### [DIRECTIONS FOR THIS TASK]
Identify the lines holding "TypeScript" and copy them.

(Records with interface code)
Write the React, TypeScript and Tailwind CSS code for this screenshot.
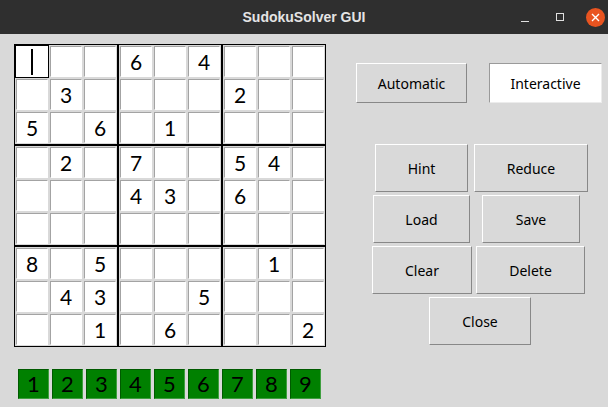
const GRID: number[][] = [
  [0, 0, 0, 6, 0, 4, 0, 0, 0],
  [0, 3, 0, 0, 0, 0, 2, 0, 0],
  [5, 0, 6, 0, 1, 0, 0, 0, 0],
  [0, 2, 0, 7, 0, 0, 5, 4, 0],
  [0, 0, 0, 4, 3, 0, 6, 0, 0],
  [0, 0, 0, 0, 0, 0, 0, 0, 0],
  [8, 0, 5, 0, 0, 0, 0, 1, 0],
  [0, 4, 3, 0, 0, 5, 0, 0, 0],
  [0, 0, 1, 0, 6, 0, 0, 0, 2],
];

const DIGIT_FONT = { fontFamily: "Lato, 'Noto Sans', sans-serif" };
const UI_FONT = { fontFamily: "'Noto Sans', 'Open Sans', sans-serif" };

function Cell({ value, focused }: { value: number; focused?: boolean }) {
  return (
    <div className={`h-[33px] w-[34px] p-[1px] ${focused ? "bg-black" : "bg-[#d9d9d9]"}`}>
      <div
        className={`flex h-full w-full items-center justify-center bg-white text-[21px] leading-none text-black ${
          focused ? "" : "border border-b-white border-l-[#a3a3a3] border-r-white border-t-[#a3a3a3]"
        }`}
        style={DIGIT_FONT}
      >
        {focused ? <span className="block h-[26px] w-[2px] bg-black" /> : value ? value : ""}
      </div>
    </div>
  );
}

function Block({ br, bc }: { br: number; bc: number }) {
  const cells = [];
  for (let r = 0; r < 3; r++) {
    for (let c = 0; c < 3; c++) {
      const row = br * 3 + r;
      const col = bc * 3 + c;
      cells.push(<Cell key={`${r}-${c}`} value={GRID[row][col]} focused={row === 0 && col === 0} />);
    }
  }
  return <div className="grid grid-cols-3">{cells}</div>;
}

function TkButton({
  label,
  w,
  h = 48,
  active,
}: {
  label: string;
  w: number;
  h?: number;
  active?: boolean;
}) {
  return (
    <div
      className={`flex shrink-0 items-center justify-center border text-[14px] text-black ${
        active
          ? "border-b-[#ececec] border-l-[#9a9a9a] border-r-[#ececec] border-t-[#9a9a9a] bg-white"
          : "border-b-[#888888] border-l-white border-r-[#888888] border-t-white bg-[#d9d9d9]"
      }`}
      style={{ ...UI_FONT, width: w, height: h }}
    >
      {label}
    </div>
  );
}

export default function App() {
  return (
    <div className="flex h-[407px] w-[608px] flex-col overflow-hidden bg-[#d9d9d9]">
      {/* title bar */}
      <div className="relative flex h-[34px] shrink-0 items-center justify-center bg-[#2f2f2f]">
        <span
          className="text-[14px] font-bold text-[#e4e4e4]"
          style={{ fontFamily: "'Liberation Sans', Arial, sans-serif" }}
        >
          SudokuSolver GUI
        </span>
        <div className="absolute right-[3px] top-0 flex h-full items-center">
          <span className="mr-[27px] mt-[8px] block h-[1px] w-[8px] bg-[#e0e0e0]" />
          <span className="mr-[22px] block h-[8px] w-[8px] border border-[#e0e0e0]" />
          <span className="flex h-[19px] w-[19px] items-center justify-center rounded-full bg-[#e95420]">
            <svg width="9" height="9" viewBox="0 0 9 9">
              <path d="M1 1 L8 8 M8 1 L1 8" stroke="white" strokeWidth="1.4" />
            </svg>
          </span>
        </div>
      </div>

      <div className="flex">
        {/* left: board + digit palette */}
        <div className="flex flex-col pl-[14px] pt-[10px]">
          <div className="grid w-[312px] grid-cols-3 gap-[2px] border border-black bg-black">
            {[0, 1, 2].map((br) =>
              [0, 1, 2].map((bc) => <Block key={`${br}-${bc}`} br={br} bc={bc} />),
            )}
          </div>
          <div className="mt-[22px] flex gap-[3px] pl-[4px]">
            {[1, 2, 3, 4, 5, 6, 7, 8, 9].map((n) => (
              <div
                key={n}
                className="flex h-[30px] w-[31px] items-center justify-center border border-b-[#3f9f3f] border-l-[#005a00] border-r-[#3f9f3f] border-t-[#005a00] bg-[#008000] text-[22px] leading-none text-black"
                style={DIGIT_FONT}
              >
                {n}
              </div>
            ))}
          </div>
        </div>

        {/* right: controls */}
        <div className="ml-[30px] flex flex-col pt-[29px]">
          <div className="flex gap-[22px]">
            <TkButton label="Automatic" w={111} h={40} />
            <TkButton label="Interactive" w={113} h={40} active />
          </div>
          <div className="mt-[41px] flex flex-col gap-[3px]">
            <div className="flex gap-[6px] pl-[19px]">
              <TkButton label="Hint" w={93} />
              <TkButton label="Reduce" w={114} />
            </div>
            <div className="flex gap-[12px] pl-[17px]">
              <TkButton label="Load" w={97} />
              <TkButton label="Save" w={98} />
            </div>
            <div className="flex gap-[4px] pl-[16px]">
              <TkButton label="Clear" w={100} />
              <TkButton label="Delete" w={109} />
            </div>
            <div className="flex pl-[73px]">
              <TkButton label="Close" w={102} />
            </div>
          </div>
        </div>
      </div>
    </div>
  );
}
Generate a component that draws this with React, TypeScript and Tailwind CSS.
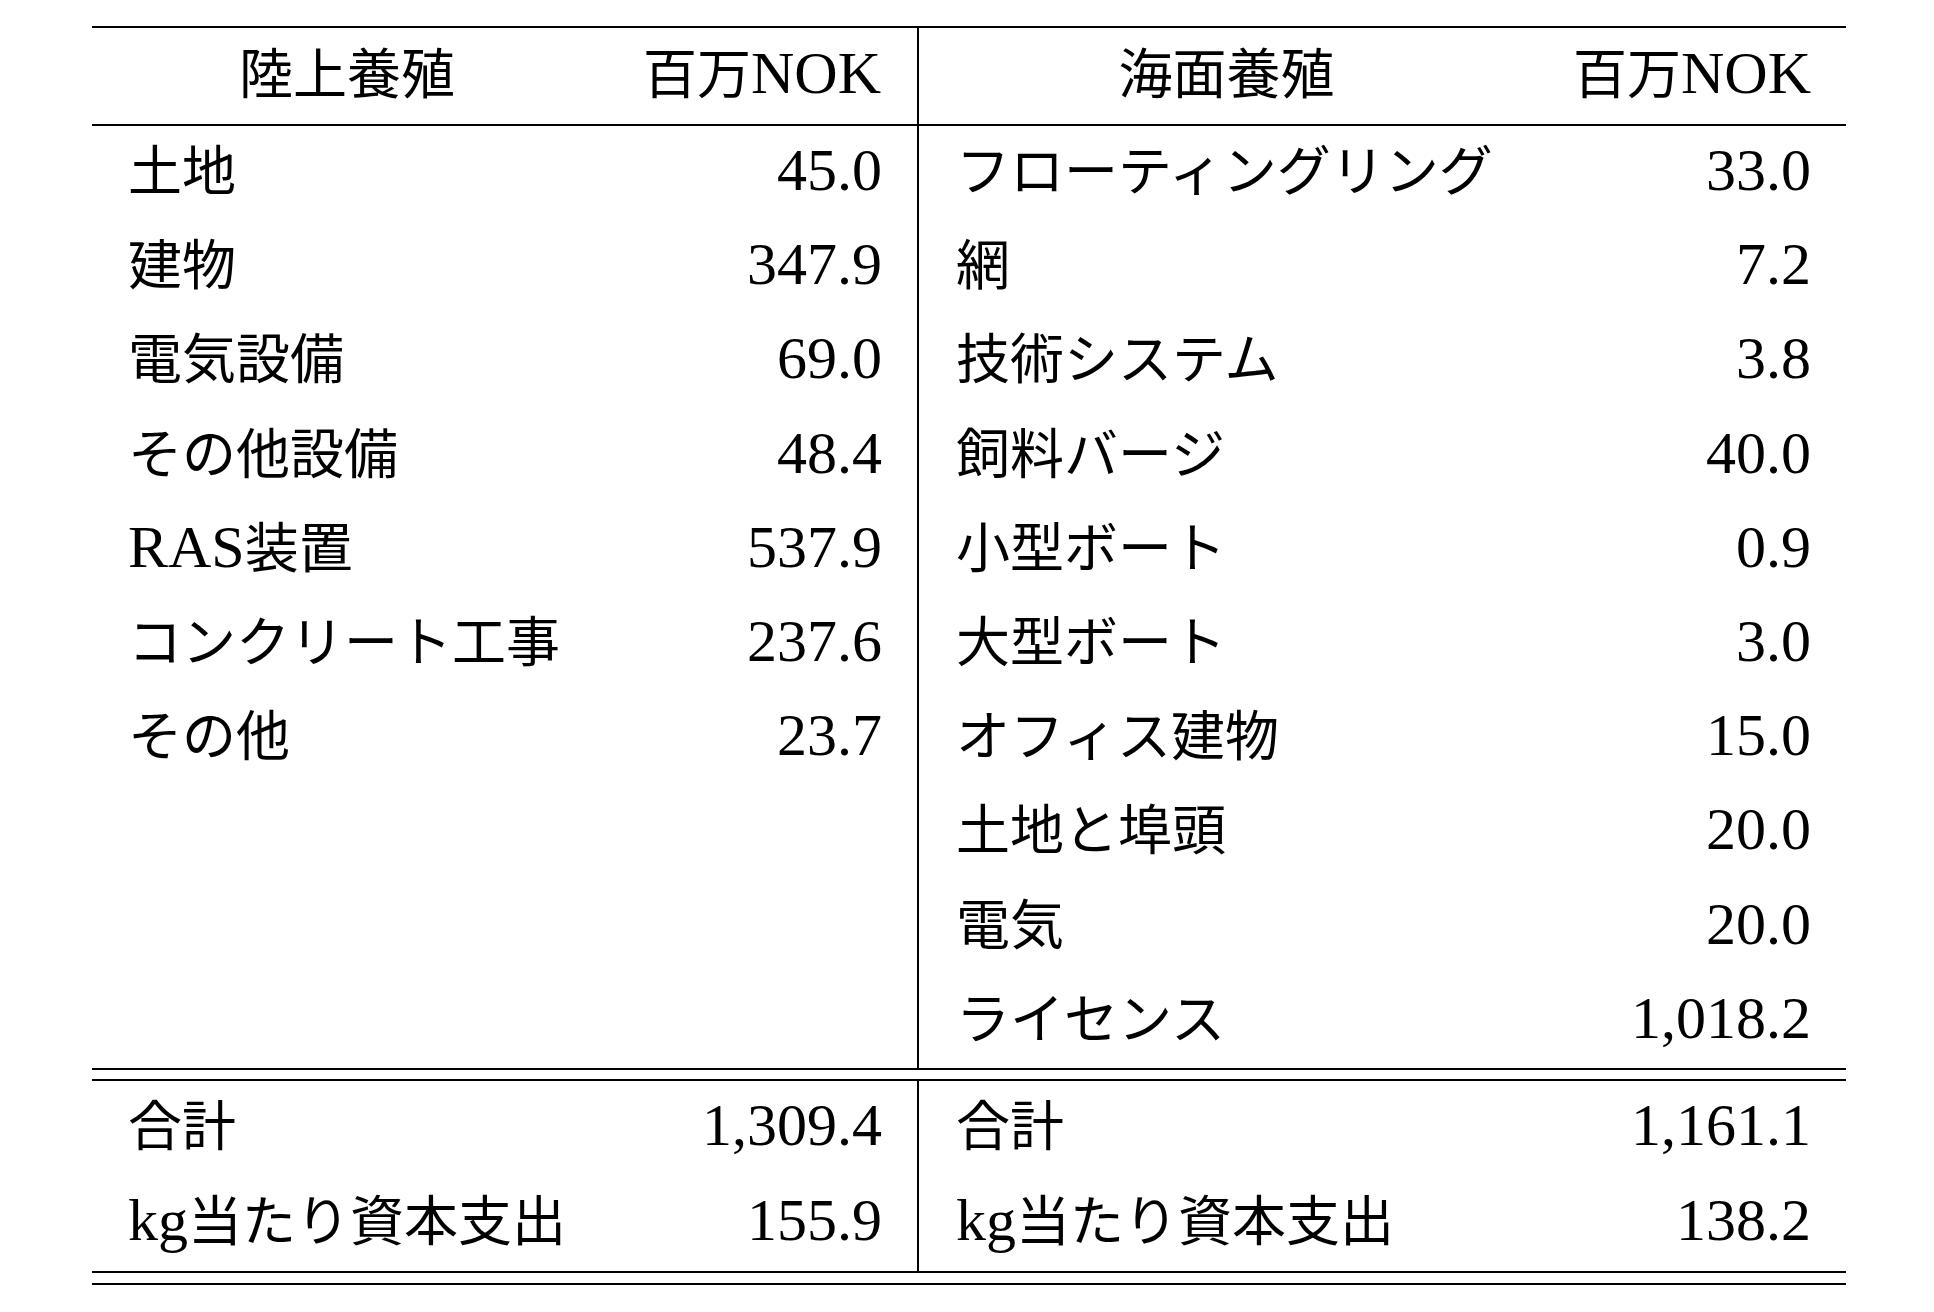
import React from 'react'

const cjk = '"Noto Sans CJK JP", sans-serif'
const latin = '"Liberation Serif", "Noto Sans CJK JP", serif'

type Row = { label: React.ReactNode; value: string }

const J = ({ children }: { children: React.ReactNode }) => (
  <span className="text-[54px] mb-[5px] font-[Noto_Sans_CJK_JP]">{children}</span>
)
const L = ({ children }: { children: React.ReactNode }) => (
  <span className="text-[60px] font-['Liberation_Serif']">{children}</span>
)

const land: Row[] = [
  { label: <J>土地</J>, value: '45.0' },
  { label: <J>建物</J>, value: '347.9' },
  { label: <J>電気設備</J>, value: '69.0' },
  { label: <J>その他設備</J>, value: '48.4' },
  { label: <><L>RAS</L><J>装置</J></>, value: '537.9' },
  { label: <J>コンクリート工事</J>, value: '237.6' },
  { label: <J>その他</J>, value: '23.7' },
]

const sea: Row[] = [
  { label: <J>フローティングリング</J>, value: '33.0' },
  { label: <J>網</J>, value: '7.2' },
  { label: <J>技術システム</J>, value: '3.8' },
  { label: <J>飼料バージ</J>, value: '40.0' },
  { label: <J>小型ボート</J>, value: '0.9' },
  { label: <J>大型ボート</J>, value: '3.0' },
  { label: <J>オフィス建物</J>, value: '15.0' },
  { label: <J>土地と埠頭</J>, value: '20.0' },
  { label: <J>電気</J>, value: '20.0' },
  { label: <J>ライセンス</J>, value: '1,018.2' },
]

const totals: [Row, Row][] = [
  [
    { label: <J>合計</J>, value: '1,309.4' },
    { label: <J>合計</J>, value: '1,161.1' },
  ],
  [
    { label: <><L>kg</L><J>当たり資本支出</J></>, value: '155.9' },
    { label: <><L>kg</L><J>当たり資本支出</J></>, value: '138.2' },
  ],
]

function Cells({ row, right, h }: { row?: Row; right?: boolean; h: string }) {
  return (
    <>
      <div
        className={`${h} flex items-center pb-[6px] text-black ${right ? 'border-l-2 border-black pl-[37px]' : 'pl-[36px]'}`}
      >
        {row?.label}
      </div>
      <div className={`${h} flex items-center justify-end pb-[6px] pr-[35px] text-black`}>
        {row && <L>{row.value}</L>}
      </div>
    </>
  )
}

export default function App() {
  const body = Array.from({ length: 10 }, (_, i) => i)
  return (
    <div className="w-[1934px] h-[1312px] bg-white" style={{ fontFamily: latin }}>
      <div className="pt-[26px] pl-[92px]">
        <div className="w-[1754px] border-t-2 border-black" style={{ fontFamily: cjk }}>
          {/* header */}
          <div className="grid grid-cols-[514px_311px_617px_312px] border-b-2 border-black">
            <div className="h-[96px] flex items-center justify-center pb-[6px] pr-[4px]">
              <J>陸上養殖</J>
            </div>
            <div className="h-[96px] flex items-center justify-end pb-[6px] pr-[36px]">
              <J>百万</J>
              <L>NOK</L>
            </div>
            <div className="h-[96px] flex items-center justify-center pb-[6px] border-l-2 border-black">
              <J>海面養殖</J>
            </div>
            <div className="h-[96px] flex items-center justify-end pb-[6px] pr-[35px]">
              <J>百万</J>
              <L>NOK</L>
            </div>
          </div>
          {/* body */}
          <div className="grid grid-cols-[514px_311px_617px_312px] border-b-2 border-black">
            {body.map((i) => (
              <React.Fragment key={i}>
                <Cells row={land[i]} h="h-[94.2px]" />
                <Cells row={sea[i]} right h="h-[94.2px]" />
              </React.Fragment>
            ))}
          </div>
          <div className="h-[9px]" />
          {/* totals */}
          <div className="grid grid-cols-[514px_311px_617px_312px] border-t-2 border-b-2 border-black">
            {totals.map(([a, b], i) => (
              <React.Fragment key={i}>
                <Cells row={a} h="h-[95px]" />
                <Cells row={b} right h="h-[95px]" />
              </React.Fragment>
            ))}
          </div>
          <div className="h-[10px]" />
          <div className="border-t-2 border-black" />
        </div>
      </div>
    </div>
  )
}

### [OUTPUT FOR THIS EXERCISE]
Write the React, TypeScript and Tailwind CSS code for this screenshot.
Generate a component that draws this with React, TypeScript and Tailwind CSS.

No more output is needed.